## Task requirements
State how many lines of the entries hold the string "this". Reply with the number alone.

## Task data
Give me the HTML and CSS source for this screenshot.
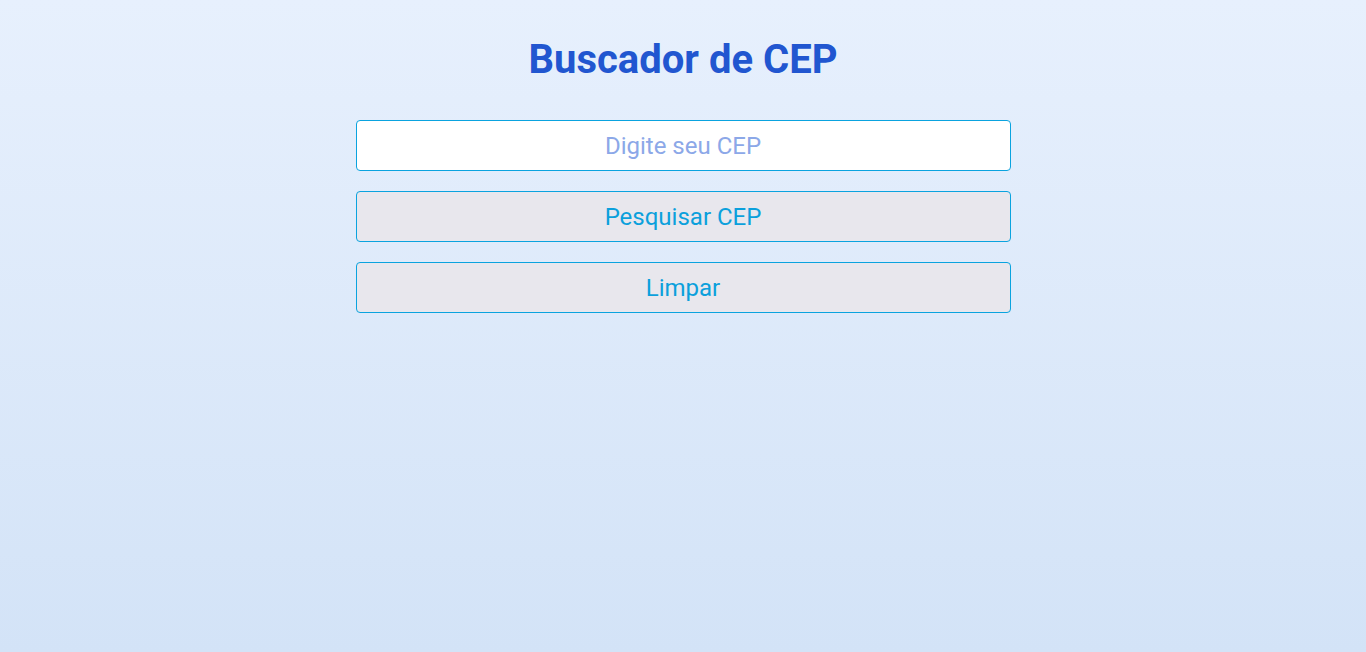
FILE: index.html
```html
<!DOCTYPE html>
<html lang="pt-BR">
<head>
<meta charset="utf-8">
<title>Buscador de CEP</title>
<link rel="stylesheet" href="styles.css">
</head>
<body>
<main class="app">
  <h1 class="title">Buscador de CEP</h1>
  <form class="form">
    <input class="field" type="text" placeholder="Digite seu CEP">
    <button class="btn" type="button">Pesquisar CEP</button>
    <button class="btn" type="button">Limpar</button>
  </form>
</main>
</body>
</html>
```
FILE: styles.css
```css
html, body {
  margin: 0;
  height: 100%;
}
body {
  background: linear-gradient(to bottom, #e7f0fd, #d3e3f7);
  font-family: Roboto, "Noto Sans", sans-serif;
}
.app {
  display: flex;
  flex-direction: column;
  align-items: center;
  padding-top: 36px;
}
.title {
  margin: 0;
  font-size: 40px;
  font-weight: 700;
  line-height: 48px;
  color: #2156d0;
}
.form {
  display: flex;
  flex-direction: column;
  gap: 20px;
  width: 655px;
  margin-top: 36px;
}
.field, .btn {
  box-sizing: border-box;
  height: 51px;
  width: 100%;
  border: 1px solid #0aa3df;
  border-radius: 4px;
  font-family: Roboto, sans-serif;
  font-size: 24px;
  text-align: center;
  padding: 0;
  margin: 0;
  outline: none;
}
.field {
  background: #ffffff;
  color: #333;
}
.field::placeholder {
  color: #8ca8e8;
  opacity: 1;
}
.btn {
  background: #e8e7ed;
  color: #0ba0dc;
  cursor: pointer;
}
```
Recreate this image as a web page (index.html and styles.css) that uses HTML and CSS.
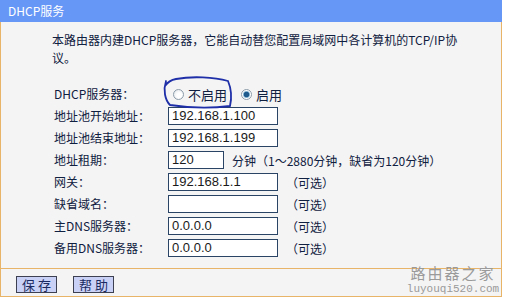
FILE: index.html
```html
<!DOCTYPE html>
<html>
<head>
<meta charset="utf-8">
<link rel="stylesheet" href="styles.css">
</head>
<body>
<div class="panel">
  <div class="header">DHCP服务</div>
  <div class="body">
    <p class="desc">本路由器内建DHCP服务器，它能自动替您配置局域网中各计算机的TCP/IP协议。</p>
    <div class="form">
      <div class="row">
        <span class="label">DHCP服务器：</span>
        <span class="radio"></span><span class="rtext">不启用</span>
        <span class="radio checked"></span><span class="rtext">启用</span>
      </div>
      <div class="row"><span class="label">地址池开始地址：</span><span class="input">192.168.1.100</span></div>
      <div class="row"><span class="label">地址池结束地址：</span><span class="input">192.168.1.199</span></div>
      <div class="row"><span class="label">地址租期：</span><span class="input short">120</span><span class="note">分钟（1～2880分钟，缺省为120分钟）</span></div>
      <div class="row"><span class="label">网关：</span><span class="input">192.168.1.1</span><span class="note">（可选）</span></div>
      <div class="row"><span class="label">缺省域名：</span><span class="input"></span><span class="note">（可选）</span></div>
      <div class="row"><span class="label">主DNS服务器：</span><span class="input">0.0.0.0</span><span class="note">（可选）</span></div>
      <div class="row"><span class="label">备用DNS服务器：</span><span class="input">0.0.0.0</span><span class="note">（可选）</span></div>
    </div>
  </div>
  <div class="footer">
    <span class="btn">保 存</span>
    <span class="btn">帮 助</span>
  </div>
  <svg class="ink" width="506" height="302" viewBox="0 0 506 302">
    <path d="M166 81 C163 90 165 100 170 105 C190 108 214 108 230 106 C232 97 231 88 228 81 C214 77 192 76 176 79 C170 80 167 83 165 86" fill="none" stroke="#1e2fa8" stroke-width="1.8" stroke-linecap="round"/>
  </svg>
  <div class="mark">
    <div class="mark-cn">路由器之家</div>
    <div class="mark-en">luyouqi520.com</div>
  </div>
</div>
</body>
</html>
```
FILE: styles.css
```css
html, body {
  margin: 0;
  padding: 0;
  background: #ffffff;
}
body {
  font-family: "Noto Sans CJK SC", "Liberation Sans", sans-serif;
  font-size: 12px;
  color: #102040;
}
.panel {
  position: relative;
  width: 502px;
  height: 302px;
}
.header {
  height: 22px;
  line-height: 21px;
  background: #6797f6;
  color: #ffffff;
  padding-left: 8px;
  font-size: 12px;
}
.body {
  background: #f4f4f4;
  border-left: 1px solid #e8b468;
  border-right: 1px solid #e8b468;
  height: 246px;
  box-sizing: border-box;
  padding-top: 9px;
}
.desc {
  margin: 0 0 0 51px;
  width: 410px;
  line-height: 18px;
}
.form {
  margin-top: 16px;
  padding-left: 53px;
}
.row {
  height: 22px;
  display: flex;
  align-items: center;
}
.label {
  width: 114px;
  flex: none;
  line-height: 20px;
}
.input {
  box-sizing: border-box;
  width: 110px;
  height: 18px;
  border: 1px solid #2a4466;
  background: #ffffff;
  font-family: "Liberation Sans", Arial, sans-serif;
  font-size: 13px;
  color: #1a1a1a;
  line-height: 16px;
  padding-left: 3px;
  flex: none;
}
.input.short {
  width: 56px;
}
.note {
  margin-left: 8px;
}
.radio {
  box-sizing: border-box;
  width: 11px;
  height: 11px;
  border-radius: 50%;
  border: 1px solid #8c9caa;
  background: radial-gradient(circle at 60% 60%, #ffffff 30%, #dde2e6 100%);
  margin-left: 5px;
  margin-right: 4px;
  flex: none;
}
.radio.checked {
  background: radial-gradient(circle, #1f5a8c 0 2.5px, #7fb0d0 3px, #ffffff 4px);
  margin-left: 14px;
}
.rtext {
  font-size: 13px;
}
.footer {
  background: #f4f4f4;
  border: 1px solid #e8b468;
  height: 29px;
  box-sizing: border-box;
  display: flex;
  align-items: flex-start;
  gap: 16px;
  padding: 7px 0 0 15px;
}
.btn {
  box-sizing: border-box;
  width: 41px;
  height: 17px;
  line-height: 15px;
  text-align: center;
  background: #c9d1f7;
  border: 1px solid #3c4050;
  font-size: 13px;
  color: #1a2a60;
}
.ink {
  position: absolute;
  left: 0;
  top: 0;
  pointer-events: none;
}
.mark {
  position: absolute;
  left: 404px;
  top: 264px;
  width: 98px;
  text-align: center;
  color: #9a9a9a;
}
.mark-cn {
  font-family: "Noto Sans CJK SC", serif;
  font-size: 15px;
  letter-spacing: 2px;
  line-height: 18px;
}
.mark-en {
  font-family: "Liberation Mono", monospace;
  font-size: 11px;
  line-height: 12px;
  margin-top: 1px;
}
```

## Result
2